The important innovation in the model, due to Rogoff (1998) and essential for the aim of this article, is the effective tax rate function, τ (mt). I restrict the function so that as m increases the effective tax rate falls, although it is assumed to fall at a declining rate. The function accounts for the potential value of cash as an anonymous transaction medium that enables households to underreport income to the government, which reduces their effective tax rate. I parameterize the function to be τ (mt) = e−φτ mt, where φτ > 0 and is the constant statutory income tax rate. φτ is the semielasticity of the household’s effective income tax rate with respect to its holding of real money balances, and can be thought of as the marginal value of money for tax evasion.

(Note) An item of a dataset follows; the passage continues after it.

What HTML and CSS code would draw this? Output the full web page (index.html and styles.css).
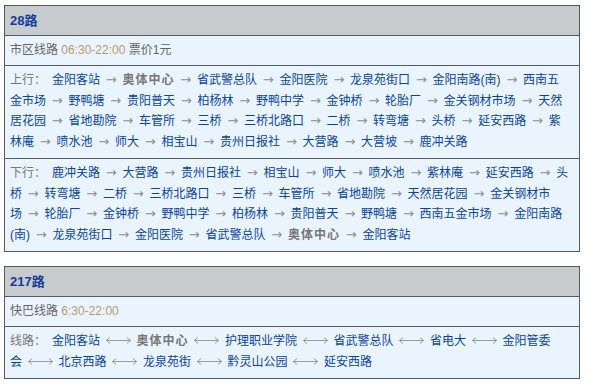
FILE: index.html
```html
<!DOCTYPE html>
<html lang="zh-CN">
<head>
<meta charset="utf-8">
<title>公交线路</title>
<link rel="stylesheet" href="styles.css">
</head>
<body>
<div class="route">
  <div class="head">28路</div>
  <div class="info">市区线路 <span class="time">06:30-22:00</span> 票价1元</div>
  <div class="stops"><span class="lbl">上行：</span><a>金阳客站</a><span class="arr">&#8288;→</span><b>奥体中心</b><span class="arr">&#8288;→</span><a>省武警总队</a><span class="arr">&#8288;→</span><a>金阳医院</a><span class="arr">&#8288;→</span><a>龙泉苑街口</a><span class="arr">&#8288;→</span><a>金阳南路(南)</a><span class="arr">&#8288;→</span><a>西南五金市场</a><span class="arr">&#8288;→</span><a>野鸭塘</a><span class="arr">&#8288;→</span><a>贵阳普天</a><span class="arr">&#8288;→</span><a>柏杨林</a><span class="arr">&#8288;→</span><a>野鸭中学</a><span class="arr">&#8288;→</span><a>金钟桥</a><span class="arr">&#8288;→</span><a>轮胎厂</a><span class="arr">&#8288;→</span><a>金关钢材市场</a><span class="arr">&#8288;→</span><a>天然居花园</a><span class="arr">&#8288;→</span><a>省地勘院</a><span class="arr">&#8288;→</span><a>车管所</a><span class="arr">&#8288;→</span><a>三桥</a><span class="arr">&#8288;→</span><a>三桥北路口</a><span class="arr">&#8288;→</span><a>二桥</a><span class="arr">&#8288;→</span><a>转弯塘</a><span class="arr">&#8288;→</span><a>头桥</a><span class="arr">&#8288;→</span><a>延安西路</a><span class="arr">&#8288;→</span><a>紫林庵</a><span class="arr">&#8288;→</span><a>喷水池</a><span class="arr">&#8288;→</span><a>师大</a><span class="arr">&#8288;→</span><a>相宝山</a><span class="arr">&#8288;→</span><a>贵州日报社</a><span class="arr">&#8288;→</span><a>大营路</a><span class="arr">&#8288;→</span><a>大营坡</a><span class="arr">&#8288;→</span><a>鹿冲关路</a></div>
  <div class="stops"><span class="lbl">下行：</span><a>鹿冲关路</a><span class="arr">&#8288;→</span><a>大营路</a><span class="arr">&#8288;→</span><a>贵州日报社</a><span class="arr">&#8288;→</span><a>相宝山</a><span class="arr">&#8288;→</span><a>师大</a><span class="arr">&#8288;→</span><a>喷水池</a><span class="arr">&#8288;→</span><a>紫林庵</a><span class="arr">&#8288;→</span><a>延安西路</a><span class="arr">&#8288;→</span><a>头桥</a><span class="arr">&#8288;→</span><a>转弯塘</a><span class="arr">&#8288;→</span><a>二桥</a><span class="arr">&#8288;→</span><a>三桥北路口</a><span class="arr">&#8288;→</span><a>三桥</a><span class="arr">&#8288;→</span><a>车管所</a><span class="arr">&#8288;→</span><a>省地勘院</a><span class="arr">&#8288;→</span><a>天然居花园</a><span class="arr">&#8288;→</span><a>金关钢材市场</a><span class="arr">&#8288;→</span><a>轮胎厂</a><span class="arr">&#8288;→</span><a>金钟桥</a><span class="arr">&#8288;→</span><a>野鸭中学</a><span class="arr">&#8288;→</span><a>柏杨林</a><span class="arr">&#8288;→</span><a>贵阳普天</a><span class="arr">&#8288;→</span><a>野鸭塘</a><span class="arr">&#8288;→</span><a>西南五金市场</a><span class="arr">&#8288;→</span><a>金阳南路(南)</a><span class="arr">&#8288;→</span><a>龙泉苑街口</a><span class="arr">&#8288;→</span><a>金阳医院</a><span class="arr">&#8288;→</span><a>省武警总队</a><span class="arr">&#8288;→</span><b>奥体中心</b><span class="arr">&#8288;→</span><a>金阳客站</a></div>
</div>
<div class="route">
  <div class="head">217路</div>
  <div class="info">快巴线路 <span class="time">6:30-22:00</span></div>
  <div class="stops stops-express"><span class="lbl">线路：</span><a>金阳客站</a><span class="darr"><svg width="27" height="9" viewBox="0 0 27 9"><path d="M1 4.5H26M5 1.5L1.5 4.5L5 7.5M22 1.5L25.5 4.5L22 7.5" fill="none" stroke="#9a9a9a" stroke-width="1"/></svg></span><b>奥体中心</b><span class="darr"><svg width="27" height="9" viewBox="0 0 27 9"><path d="M1 4.5H26M5 1.5L1.5 4.5L5 7.5M22 1.5L25.5 4.5L22 7.5" fill="none" stroke="#9a9a9a" stroke-width="1"/></svg></span><a>护理职业学院</a><span class="darr"><svg width="27" height="9" viewBox="0 0 27 9"><path d="M1 4.5H26M5 1.5L1.5 4.5L5 7.5M22 1.5L25.5 4.5L22 7.5" fill="none" stroke="#9a9a9a" stroke-width="1"/></svg></span><a>省武警总队</a><span class="darr"><svg width="27" height="9" viewBox="0 0 27 9"><path d="M1 4.5H26M5 1.5L1.5 4.5L5 7.5M22 1.5L25.5 4.5L22 7.5" fill="none" stroke="#9a9a9a" stroke-width="1"/></svg></span><a>省电大</a><span class="darr"><svg width="27" height="9" viewBox="0 0 27 9"><path d="M1 4.5H26M5 1.5L1.5 4.5L5 7.5M22 1.5L25.5 4.5L22 7.5" fill="none" stroke="#9a9a9a" stroke-width="1"/></svg></span><a>金阳管委会</a><span class="darr"><svg width="27" height="9" viewBox="0 0 27 9"><path d="M1 4.5H26M5 1.5L1.5 4.5L5 7.5M22 1.5L25.5 4.5L22 7.5" fill="none" stroke="#9a9a9a" stroke-width="1"/></svg></span><a>北京西路</a><span class="darr"><svg width="27" height="9" viewBox="0 0 27 9"><path d="M1 4.5H26M5 1.5L1.5 4.5L5 7.5M22 1.5L25.5 4.5L22 7.5" fill="none" stroke="#9a9a9a" stroke-width="1"/></svg></span><a>龙泉苑街</a><span class="darr"><svg width="27" height="9" viewBox="0 0 27 9"><path d="M1 4.5H26M5 1.5L1.5 4.5L5 7.5M22 1.5L25.5 4.5L22 7.5" fill="none" stroke="#9a9a9a" stroke-width="1"/></svg></span><a>黔灵山公园</a><span class="darr"><svg width="27" height="9" viewBox="0 0 27 9"><path d="M1 4.5H26M5 1.5L1.5 4.5L5 7.5M22 1.5L25.5 4.5L22 7.5" fill="none" stroke="#9a9a9a" stroke-width="1"/></svg></span><a>延安西路</a></div>
</div>
</body>
</html>
```

FILE: styles.css
```css
html, body {
  margin: 0;
  padding: 0;
  background: #ffffff;
}
body {
  padding: 5px 0 0 4px;
  font-family: "Liberation Sans", "Noto Sans CJK SC", sans-serif;
  font-size: 12px;
  color: #666666;
}
.route {
  width: 574px;
  border: 1px solid #555a60;
  margin-bottom: 14px;
}
.head {
  height: 29px;
  line-height: 29px;
  padding-left: 5px;
  background: #c8cbce;
  color: #123c9a;
  font-weight: bold;
  font-size: 13px;
  border-bottom: 1px solid #555a60;
}
.info {
  height: 29px;
  line-height: 29px;
  padding-left: 5px;
  background: #eaf4ff;
  border-bottom: 1px solid #555a60;
}
.time {
  color: #b89a70;
}
.stops {
  background: #eaf4ff;
  padding: 4px 9.5px 6px 5px;
  line-height: 20.5px;
  border-bottom: 1px solid #555a60;
}
.stops:last-child {
  border-bottom: none;
}
.stops-express {
  padding-right: 20px;
}
.lbl {
  color: #777777;
  margin-right: 6px;
}
.stops a {
  color: #0b4597;
}
.stops b {
  color: #777777;
  letter-spacing: 1px;
}
.arr {
  color: #8e8e8e;
  font-family: "DejaVu Sans", sans-serif;
  font-size: 13px;
  margin: 0 5.8px;
}
.darr {
  display: inline-block;
  margin: 0 4.75px;
  line-height: 1;
}
.darr svg {
  display: block;
}
```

The key parameter of the analysis is φτ. I assume that the government sector has some control over its value. A policy that reduces φτ will make money less valuable as a means for avoiding taxes, and will also lower money’s value in reducing legitimate transactions costs. I implement the latter assumption by making v(mt) depend negatively on φτ . Reducing φτ is the model’s analog to proposals to eliminate currency or large-denomination banknotes, and is the policy change I examine in this article.
What does the model predict will happen, economy wide, under such a policy? A decrease in φτ increases the effective tax rate for a given level of cash holdings and thus increases tax revenues for a given tax base. All else the same, government spending rises with the increase in tax revenues, which will increase household welfare through additional public goods and output through enhanced factor productivity. At the same time, however, there is downward pressure on output because, since the return to labor and capital falls with the increase in effective tax rates, labor and capital inputs fall. More resources are also wasted through higher transactions costs for consumption. As employment falls and leisure rises, welfare increases. But as output falls, so do consumption and welfare. Also, the equilibrium response of tax revenues, and therefore government spending, is ambiguous because of the offsetting movements of tax rates and the income tax base. The ultimate effects on output, consumption, and welfare are complex and subtle, and depend on the magnitudes of the model’s parameters. The value of a numerical simulation, performed in the next section, is to quantitatively evaluate these general equilibrium effects on the basis of plausible calibrations of the model.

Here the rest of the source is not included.